# WHAT TO PRODUCE
Check every line for the word "page" and state how many lines have it. Reply with the number alone.

start

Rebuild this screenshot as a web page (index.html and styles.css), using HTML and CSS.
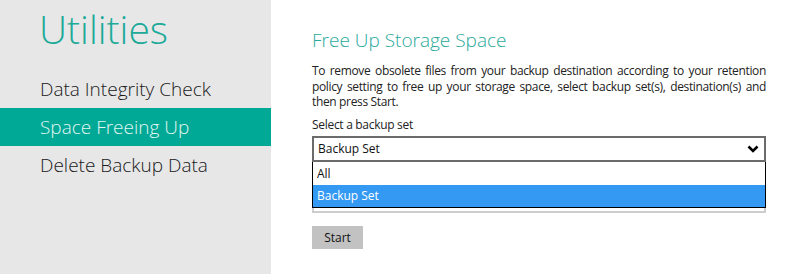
FILE: index.html
```html
<!DOCTYPE html>
<html lang="en">
<head>
    <meta charset="UTF-8">
    <meta name="viewport" content="width=device-width, initial-scale=1.0">
    <title>Utilities</title>
    <link rel="stylesheet" href="styles.css">
</head>
<body>
    <div class="page">
        <aside class="sidebar">
            <h1 class="sidebar-title">Utilities</h1>
            <ul class="menu">
                <li class="menu-item">Data Integrity Check</li>
                <li class="menu-item active">Space Freeing Up</li>
                <li class="menu-item">Delete Backup Data</li>
            </ul>
        </aside>

        <main class="content">
            <h2 class="content-title">Free Up Storage Space</h2>
            <p class="intro">To remove obsolete files from your backup destination according to your retention policy setting to free up your storage space, select backup set(s), destination(s) and then press Start.</p>

            <label class="field-label">Select a backup set</label>
            <div class="select">
                <span>Backup Set</span>
                <svg class="chevron" width="12" height="8" viewBox="0 0 12 8">
                    <path d="M1.5 1.5 L6 6 L10.5 1.5" fill="none" stroke="#000" stroke-width="2.6"/>
                </svg>
            </div>
            <ul class="dropdown">
                <li class="option first">All</li>
                <li class="option selected">Backup Set</li>
            </ul>
            <div class="dropdown-under"></div>

            <button class="start-btn" type="button">Start</button>
        </main>
    </div>
</body>
</html>
```

FILE: styles.css
```css
body { margin: 0; font-family: "Open Sans", "Noto Sans", sans-serif; background: #fff; }
ul { list-style: none; margin: 0; padding: 0; }

.page {
    display: flex;
    height: 274px;
}

.sidebar {
    width: 271px;
    flex-shrink: 0;
    background-color: #e7e7e7;
}

.sidebar-title {
    margin: 0;
    height: 70px;
    padding-left: 39px;
    font-size: 39px;
    font-weight: 300;
    line-height: 58px;
    color: #1caa99;
}

.menu-item {
    height: 38px;
    line-height: 38px;
    padding-left: 40px;
    font-size: 19px;
    font-weight: 300;
    color: #1a1a1a;
}

.menu-item.active {
    background-color: #00a896;
    color: #e0f7f2;
}

.content {
    flex: 1;
    padding: 26px 40px 0 41px;
}

.content-title {
    margin: 0 0 9px;
    font-size: 19px;
    font-weight: 300;
    line-height: 28px;
    color: #29a99b;
}

.intro {
    width: 454px;
    margin: 0 0 6px;
    font-size: 12px;
    line-height: 15.5px;
    letter-spacing: -0.35px;
    text-align: justify;
    color: #222;
}

.field-label {
    display: block;
    font-size: 12px;
    line-height: 17px;
    letter-spacing: -0.3px;
    color: #222;
}

.select {
    box-sizing: border-box;
    width: 454px;
    height: 26px;
    margin-top: 3px;
    padding: 0 4px;
    display: flex;
    align-items: center;
    justify-content: space-between;
    border: 2px solid #6b6b6b;
    font-size: 12px;
    color: #111;
}

.chevron { margin-right: 1px; }

.dropdown {
    box-sizing: border-box;
    width: 454px;
    border: 1px solid #000;
    border-top: none;
    background: #fff;
}

.option {
    height: 22px;
    line-height: 22px;
    padding-left: 4px;
    font-size: 12px;
    color: #111;
}

.option.first {
    height: 23px;
    line-height: 23px;
}

.option.selected {
    background-color: #3399f3;
    color: #fff;
}

.dropdown-under {
    box-sizing: border-box;
    width: 454px;
    height: 5px;
    border: 2px solid #cdcdcd;
    border-top: none;
}

.start-btn {
    display: block;
    width: 51px;
    height: 23px;
    margin-top: 13px;
    padding: 0;
    border: none;
    background-color: #c2c2c2;
    font-family: inherit;
    font-size: 12px;
    color: #111;
}
```
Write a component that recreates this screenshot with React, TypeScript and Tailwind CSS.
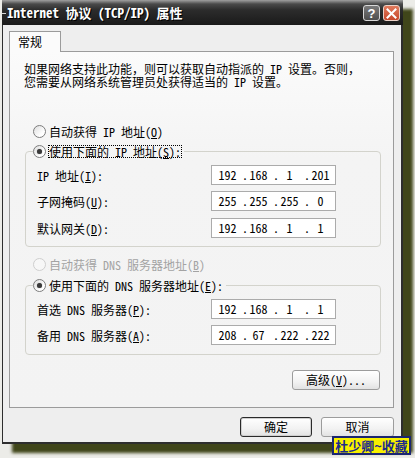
import React from "react";

const FONT = "font-['Noto_Sans_Mono_CJK_SC','Noto_Sans_CJK_SC',sans-serif]";

function Radio({ checked, disabled }: { checked?: boolean; disabled?: boolean }) {
  return (
    <span
      className={
        disabled
          ? "w-[13px] h-[13px] rounded-full border border-[#cfcfcf] bg-[#f7f7f7] flex items-center justify-center shrink-0"
          : "w-[13px] h-[13px] rounded-full border border-[#7d7d7d] bg-[linear-gradient(135deg,#dedede,#ffffff_70%)] flex items-center justify-center shrink-0"
      }
    >
      {checked && <span className="w-[5px] h-[5px] rounded-full bg-[#3a3a3a] shadow-[0_0_1px_#777]" />}
    </span>
  );
}

function IpBox({ parts }: { parts: string[] }) {
  return (
    <div className="w-[125px] h-[20px] border border-[#ababab] bg-white flex items-center pl-[3px] text-[12px] leading-none text-black">
      {parts.map((p, i) => (
        <React.Fragment key={i}>
          <span className="w-[25px] text-center">{p}</span>
          {i < 3 && <span className="w-[6px] pl-[2px]">.</span>}
        </React.Fragment>
      ))}
    </div>
  );
}

function Row({ label, parts, mt }: { label: React.ReactNode; parts: string[]; mt: string }) {
  return (
    <div className={"flex items-center pl-[11px] h-[20px] " + mt}>
      <span className="w-[174px] whitespace-nowrap">{label}</span>
      <IpBox parts={parts} />
    </div>
  );
}

function Btn({ children, def, w }: { children: React.ReactNode; def?: boolean; w: string }) {
  return (
    <div
      className={
        (def
          ? "border border-[#2a2a2a] shadow-[inset_0_0_0_1px_#cfcfcf] "
          : "border border-[#9c9c9c] ") +
        w +
        " h-[20px] rounded-[3px] bg-[linear-gradient(to_bottom,#ffffff,#f2f2f2_60%,#e2e2e2)] flex items-center justify-center text-[12px] leading-none text-black whitespace-nowrap"
      }
    >
      {children}
    </div>
  );
}

export default function App() {
  return (
    <div className={"w-[415px] h-[458px] bg-[#ecece8] overflow-hidden relative text-black " + FONT}>
      <div className="ml-[2px] w-[401px] shadow-[10px_9px_3px_#40461a]">
        {/* Title bar */}
        <div className="h-[25px] flex items-center pr-[3px] bg-[linear-gradient(to_bottom,#a0a0a0_0px,#4a4a4a_4px,#2c2c2c_10px,#1a1a1a_100%)]">
          <span className="w-[4px] h-[1px] bg-[#d8d8d8] mt-[2px]" />
          <span className="ml-[1px] text-white font-bold text-[13px] leading-none whitespace-nowrap [text-shadow:1px_1px_0_#000]">
            Internet 协议 (TCP/IP) 属性
          </span>
          <div className="ml-auto flex gap-[3px] mt-[1px]">
            <div className="w-[17px] h-[16px] rounded-[3px] border border-[#d9d9d9] bg-[linear-gradient(to_bottom,#7a7a7a,#4e4e4e)] flex items-center justify-center text-white font-bold text-[13px] leading-none font-['Liberation_Sans',sans-serif]">
              ?
            </div>
            <div className="w-[17px] h-[16px] rounded-[3px] border border-[#ecd2c8] bg-[linear-gradient(to_bottom,#e07a5c,#c8472a)] flex items-center justify-center">
              <svg width="11" height="11" viewBox="0 0 11 11">
                <path d="M1.5 1.5 L9.5 9.5 M9.5 1.5 L1.5 9.5" stroke="#ffffff" strokeWidth="2" strokeLinecap="square" />
              </svg>
            </div>
          </div>
        </div>

        {/* Body */}
        <div className="h-[419px] bg-[#eeeeee] border-l border-r-2 border-b-2 border-[#2e2e2e] pl-[6px] pr-[7px] pt-[6px] flex flex-col">
          {/* Tab */}
          <div className="relative z-10 -mb-px w-[52px] h-[21px] border border-b-0 border-[#9b9b9b] bg-[#fbfbfb] pl-[8px] pt-[3px] text-[12px] leading-[13px]">
            常规
          </div>
          {/* Panel */}
          <div className="h-[357px] border border-[#9b9b9b] bg-[linear-gradient(to_bottom,#fbfbfb,#f4f4f4_30%,#f3f3f3)] flex flex-col pt-[10px] text-[12px] leading-[13px]">
            <div className="pl-[14px] whitespace-nowrap">
              <div className="h-[13px]">如果网络支持此功能，则可以获取自动指派的 IP 设置。否则，</div>
              <div className="h-[13px]">您需要从网络系统管理员处获得适当的 IP 设置。</div>
            </div>

            <div className="mt-[37px] ml-[23px] flex items-center gap-[3px] h-[13px]">
              <Radio />
              <span className="whitespace-nowrap">
                自动获得 IP 地址(<u>O</u>)
              </span>
            </div>

            <fieldset className="mt-[7px] ml-[15px] w-[356px] border border-[#d3d3cc] rounded-[4px] pb-[8px]">
              <legend className="ml-[7px] pr-[2px]">
                <div className="flex items-center gap-[2px] h-[13px]">
                  <Radio checked />
                  <span className="border border-dotted border-black h-[13px] flex items-center whitespace-nowrap">
                    使用下面的 IP 地址(<u>S</u>):
                  </span>
                </div>
              </legend>
              <Row label={<>IP 地址(<u>I</u>):</>} parts={["192", "168", "1", "201"]} mt="mt-[7px]" />
              <Row label={<>子网掩码(<u>U</u>):</>} parts={["255", "255", "255", "0"]} mt="mt-[6px]" />
              <Row label={<>默认网关(<u>D</u>):</>} parts={["192", "168", "1", "1"]} mt="mt-[7px]" />
            </fieldset>

            <div className="mt-[11px] ml-[23px] flex items-center gap-[3px] h-[13px] text-[#a3a3a3]">
              <Radio disabled />
              <span className="whitespace-nowrap">
                自动获得 DNS 服务器地址(<u>B</u>)
              </span>
            </div>

            <fieldset className="mt-[8px] ml-[15px] w-[356px] border border-[#d3d3cc] rounded-[4px] pb-[9px]">
              <legend className="ml-[7px] pr-[2px]">
                <div className="flex items-center gap-[2px] h-[13px]">
                  <Radio checked />
                  <span className="border border-transparent h-[13px] flex items-center whitespace-nowrap">
                    使用下面的 DNS 服务器地址(<u>E</u>):
                  </span>
                </div>
              </legend>
              <Row label={<>首选 DNS 服务器(<u>P</u>):</>} parts={["192", "168", "1", "1"]} mt="mt-[7px]" />
              <Row label={<>备用 DNS 服务器(<u>A</u>):</>} parts={["208", "67", "222", "222"]} mt="mt-[6px]" />
            </fieldset>

            <div className="mt-[15px] flex justify-end pr-[13px]">
              <Btn w="w-[88px]">
                高级(<u>V</u>)...
              </Btn>
            </div>
          </div>

          {/* Bottom buttons */}
          <div className="mt-[9px] flex justify-end gap-[9px]">
            <Btn def w="w-[72px]">
              确定
            </Btn>
            <Btn w="w-[73px]">取消</Btn>
          </div>
        </div>
      </div>

      {/* Watermark stamp */}
      <div className="absolute left-[332px] top-[436px] w-[79px] h-[19px] bg-[#f7f000] border-2 border-[#1b2670] flex items-center justify-center text-[#1c2a8c] font-bold text-[13px] leading-none whitespace-nowrap font-['Noto_Sans_CJK_SC',sans-serif]">
        杜少卿~收藏
      </div>
    </div>
  );
}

end

# OUTPUT FOR THIS EXERCISE
3